■ **Written task**
Make an exact transcription of the material, leaving out all images.

■ **Data shown**
+ + + + + + +
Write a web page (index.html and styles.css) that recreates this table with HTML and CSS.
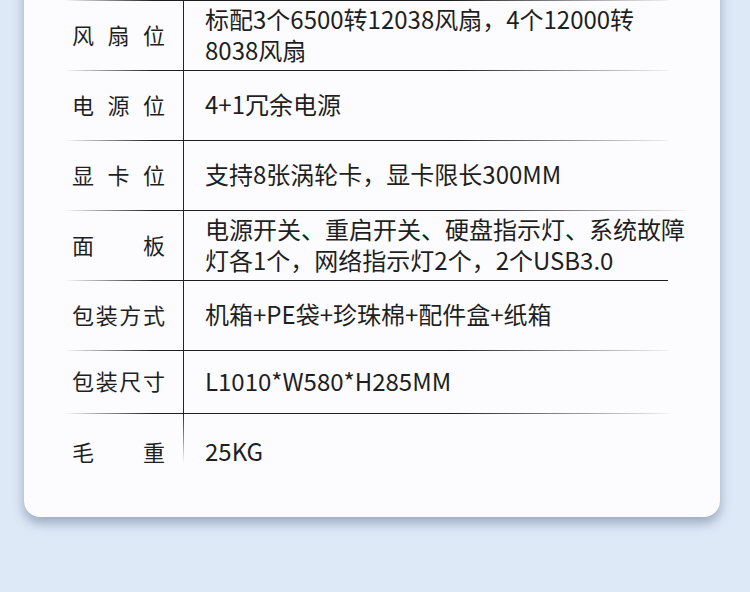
FILE: index.html
```html
<!DOCTYPE html>
<html>
<head>
<meta charset="utf-8">
<meta name="viewport" content="width=device-width, initial-scale=1">
<link rel="stylesheet" href="styles.css">
</head>
<body>
<div class="card">
  <div class="spec">
    <div class="row">
      <div class="label">风扇位</div>
      <div class="value">标配3个6500转12038风扇，4个12000转<br>8038风扇</div>
    </div>
    <div class="row">
      <div class="label">电源位</div>
      <div class="value">4+1冗余电源</div>
    </div>
    <div class="row">
      <div class="label">显卡位</div>
      <div class="value">支持8张涡轮卡，显卡限长300MM</div>
    </div>
    <div class="row">
      <div class="label">面板</div>
      <div class="value">电源开关、重启开关、硬盘指示灯、系统故障<br>灯各1个，网络指示灯2个，2个USB3.0</div>
    </div>
    <div class="row row-solid">
      <div class="label">包装方式</div>
      <div class="value">机箱+PE袋+珍珠棉+配件盒+纸箱</div>
    </div>
    <div class="row row-short">
      <div class="label">包装尺寸</div>
      <div class="value">L1010*W580*H285MM</div>
    </div>
    <div class="row row-last">
      <div class="label">毛重</div>
      <div class="value">25KG</div>
    </div>
  </div>
</div>
</body>
</html>
```

FILE: styles.css
```css
body {
  margin: 0;
  height: 592px;
  overflow: hidden;
  background: #dee9f8;
  font-family: "Noto Sans CJK SC", "Noto Sans", sans-serif;
  color: #1f1f1f;
}
.card {
  margin: -40px 30px 0 24px;
  padding: 40px 52px 26px 40px;
  background: #fcfcfe;
  border-radius: 0 0 16px 16px;
  box-shadow: 0 6px 12px rgba(60, 78, 110, 0.42);
}
.row {
  display: grid;
  grid-template-columns: 119px 1fr;
  height: 70px;
}
.label {
  box-sizing: border-box;
  padding: 0 18px 0 8px;
  font-size: 22px;
  line-height: 68px;
  text-align: justify;
  text-align-last: justify;
  background: linear-gradient(to right, rgba(30, 30, 30, 0), #1e1e1e 75%) top / 100% 1px no-repeat;
}
.value {
  display: flex;
  align-items: center;
  padding: 0 0 3px 21px;
  border-left: 1px solid #222;
  font-size: 24px;
  line-height: 31px;
  white-space: nowrap;
  background: linear-gradient(to right, #1e1e1e 55%, rgba(30, 30, 30, 0.06)) top / 100% 1px no-repeat;
}
.row-short {
  height: 63px;
}
.row-short .label {
  line-height: 61px;
}
.row-solid .value {
  background: linear-gradient(#1e1e1e, #1e1e1e) top / 100% 1px no-repeat;
}
.row-last {
  height: 78px;
}
.row-last .label {
  line-height: 76px;
}
.row-last .value {
  border-left: none;
  padding-left: 22px;
  background:
    linear-gradient(to right, #1e1e1e 55%, rgba(30, 30, 30, 0.06)) top / 100% 1px no-repeat,
    linear-gradient(to bottom, #222, rgba(34, 34, 34, 0)) left top / 1px 50px no-repeat;
}
```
+ + + + + + +
■ **The result**
Write a web page (index.html and styles.css) that recreates this table with HTML and CSS.
FILE: index.html
```html
<!DOCTYPE html>
<html>
<head>
<meta charset="utf-8">
<meta name="viewport" content="width=device-width, initial-scale=1">
<link rel="stylesheet" href="styles.css">
</head>
<body>
<div class="card">
  <div class="spec">
    <div class="row">
      <div class="label">风扇位</div>
      <div class="value">标配3个6500转12038风扇，4个12000转<br>8038风扇</div>
    </div>
    <div class="row">
      <div class="label">电源位</div>
      <div class="value">4+1冗余电源</div>
    </div>
    <div class="row">
      <div class="label">显卡位</div>
      <div class="value">支持8张涡轮卡，显卡限长300MM</div>
    </div>
    <div class="row">
      <div class="label">面板</div>
      <div class="value">电源开关、重启开关、硬盘指示灯、系统故障<br>灯各1个，网络指示灯2个，2个USB3.0</div>
    </div>
    <div class="row row-solid">
      <div class="label">包装方式</div>
      <div class="value">机箱+PE袋+珍珠棉+配件盒+纸箱</div>
    </div>
    <div class="row row-short">
      <div class="label">包装尺寸</div>
      <div class="value">L1010*W580*H285MM</div>
    </div>
    <div class="row row-last">
      <div class="label">毛重</div>
      <div class="value">25KG</div>
    </div>
  </div>
</div>
</body>
</html>
```

FILE: styles.css
```css
body {
  margin: 0;
  height: 592px;
  overflow: hidden;
  background: #dee9f8;
  font-family: "Noto Sans CJK SC", "Noto Sans", sans-serif;
  color: #1f1f1f;
}
.card {
  margin: -40px 30px 0 24px;
  padding: 40px 52px 26px 40px;
  background: #fcfcfe;
  border-radius: 0 0 16px 16px;
  box-shadow: 0 6px 12px rgba(60, 78, 110, 0.42);
}
.row {
  display: grid;
  grid-template-columns: 119px 1fr;
  height: 70px;
}
.label {
  box-sizing: border-box;
  padding: 0 18px 0 8px;
  font-size: 22px;
  line-height: 68px;
  text-align: justify;
  text-align-last: justify;
  background: linear-gradient(to right, rgba(30, 30, 30, 0), #1e1e1e 75%) top / 100% 1px no-repeat;
}
.value {
  display: flex;
  align-items: center;
  padding: 0 0 3px 21px;
  border-left: 1px solid #222;
  font-size: 24px;
  line-height: 31px;
  white-space: nowrap;
  background: linear-gradient(to right, #1e1e1e 55%, rgba(30, 30, 30, 0.06)) top / 100% 1px no-repeat;
}
.row-short {
  height: 63px;
}
.row-short .label {
  line-height: 61px;
}
.row-solid .value {
  background: linear-gradient(#1e1e1e, #1e1e1e) top / 100% 1px no-repeat;
}
.row-last {
  height: 78px;
}
.row-last .label {
  line-height: 76px;
}
.row-last .value {
  border-left: none;
  padding-left: 22px;
  background:
    linear-gradient(to right, #1e1e1e 55%, rgba(30, 30, 30, 0.06)) top / 100% 1px no-repeat,
    linear-gradient(to bottom, #222, rgba(34, 34, 34, 0)) left top / 1px 50px no-repeat;
}
```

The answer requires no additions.